However, a few hours later, after being locked inside a huge roofed room, I was saddened to discover that Tom Smiley was joining me; he too had been arrested. Then I passed out for the night. The next day neither the friends of the LA hippie nor our friends bailed us out. But the day was far from being boring, even though most of it consisted of endless stretches waiting for people to come who never did.

The first thing that morning we learned was that we shared our cell with a doctor from Berkeley, who had come down to go deep sea fishing with his friend, the chief of the Ensenada police. He had inadvertently double-parked on entering the city to get out of his car to aid a young boy who was injured on the sidewalk. When the Federales arrived, he was unable to explain in time that they were making a big mistake before they struck him under the right eye with a baton, knocking him out cold. He woke up in the new cell to which they transferred us the next morning. He had a large dark goose-egg under his eye from the baton.

Tom and I immediately made friends with him, as we were college students, and Tom’s father was also a doctor. We gave him our parents names and numbers so that he could inform them of our whereabouts when he was finally able to bribe one of the guards to take a message to the chief letting him know where his missing guest was abiding.

Then Juan was admitted into our cell, which was a huge open-aired space resembling the Alamo, with broken glass embedded on the tops of the white-washed walls. Juan was treated like a local celebrity because he was the head bandito of Ensenada. Twice a year he would be arrested on trumped up charges and held until enough ransom, er, bribery, could be raised to release him. Shortly after that, a drunken business man, wearing a very flashy expensive suit, was thrown in with us.

It was soon evident that he was very drunk and openly gay, hitting on everyone, and finally, putting his face into the small window that looked out of the door into the adjoining corridor, he began shouting insults and demanding justice at the top of his lungs. One of the guards walked by and smacked him across the face with a rubber hose, shattering his nose. He fell unconscious to the floor, bleeding profusely.

Almost before he hit the floor, Juan clapped his hands, and five or six men stripped the business man of his new suit, replacing them with rags. When they were through the doctor treated the business man’s damaged nose. Juan ordered the men to pass the suit through the window to the guard outside, who returned about forty minutes later with a kilo of marijuana wrapped in newspaper. I was later told that if I stuck around long enough I would discover that they were also able to get women inside just as easy.

They rolled up fat joints with the newspaper and offered one to us, but we declined since we were so scared of being in that jail that we were not taking any chances of having drug charges added to our public drunkeness charges. Juan seemed to take a liking to me, however, and he approached me with a proposition I couldn’t refuse. It seems that he was also a local revolutionary and if I would agree to teach him how to write the English word “TRUTH” – so that he could paint it on the white-washed walls of the city in big red letters – he would make sure no one sodomized me that night when I fell asleep. 
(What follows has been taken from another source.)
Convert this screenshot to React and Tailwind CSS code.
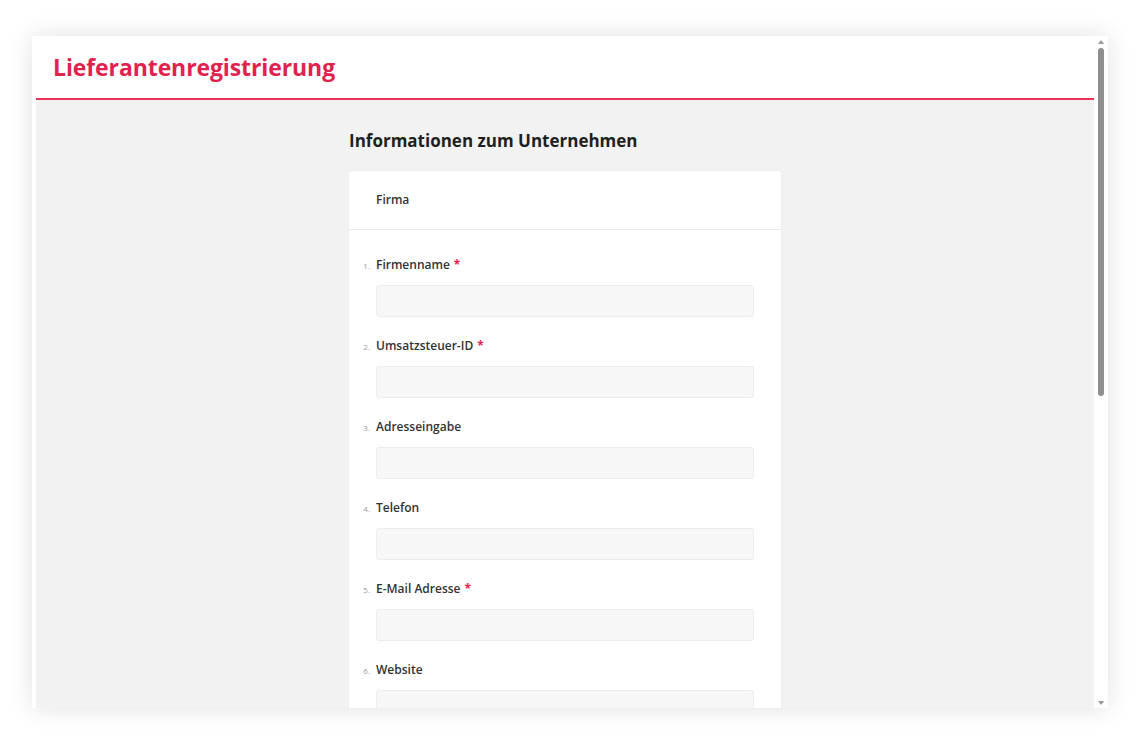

Fair is fair. I taught him to spell out the word on the dirt floor with my finger, like Moses did when he invented the Ten Commandments, or, better yet, like Jesus did when he let the adulterous wife go free. That’s how I learned about friends of necessity.

By the end of the day the doctor had finally been released after promising us again that he would contact our parents. The hippie’s friends had also come through and he was anxious to get back to LA in his red VW bus. Tom had been smart enough to stash money in his sock before they confiscated his wallet at the police station and he got to know the guard pretty well by bribing him money so we could eat some tacos, instead of the common pot of boiling who-knewwhat they served us once a day. 

Finally, on the third day, he was able to bribe the guard to let him make a phone call and he discovered that the doctor had notified our parents and that the chief of police was personally coming to pick us up in his Cadillac in the morning.

Our other friend, the one who had driven us there and who had lost his wallet, had no idea of what had become of us and had driven back to UCLA, but after he received a phone call from our parents, he was heading down to meet us in Ensenada. The police chief arrived in his Cadillac and Tom and I then split up, with Tom watching the main road into town for our ride from UCLA, while I went with the chief to await our money being wired by Western Union.

It was amazing what a true friend the doctor from Berkeley had been. Not only was he instrumental in our getting out of the carcel, his friendship was extended to us by the chief of police himself. After getting the money and squaring our account with the chief, I walked back across town to meet Tom at the outskirts so that we wouldn’t miss our ride. But first I stopped off at Hussong’s cantina for a couple of beers. I was dirty, raggedy, and likely stunk, but right then I needed those cold beers more than anything else in the whole wide world; besides, it was kind of exciting to return to the scene of the crime while sober and in my right mind.

There was only one other customer at the bar, a rich American, who lived in a large house next to Bing Crosby’s on the coast. I told him my story and he showed me a protection card he carried in his wallet issued by the police. For a thousand dollars a year he had absolute immunity for any crime except murder. He said, “I’d never come to Mexico without one of these.” Then he asked me if I had heard the news of the hippies who had been killed driving off one of the new highway's off-ramps in their red VW bus. This hit me hard and was a great weight on my soul for the whole trip back home. His friends had been true friends, not leaving him behind, friends to the death!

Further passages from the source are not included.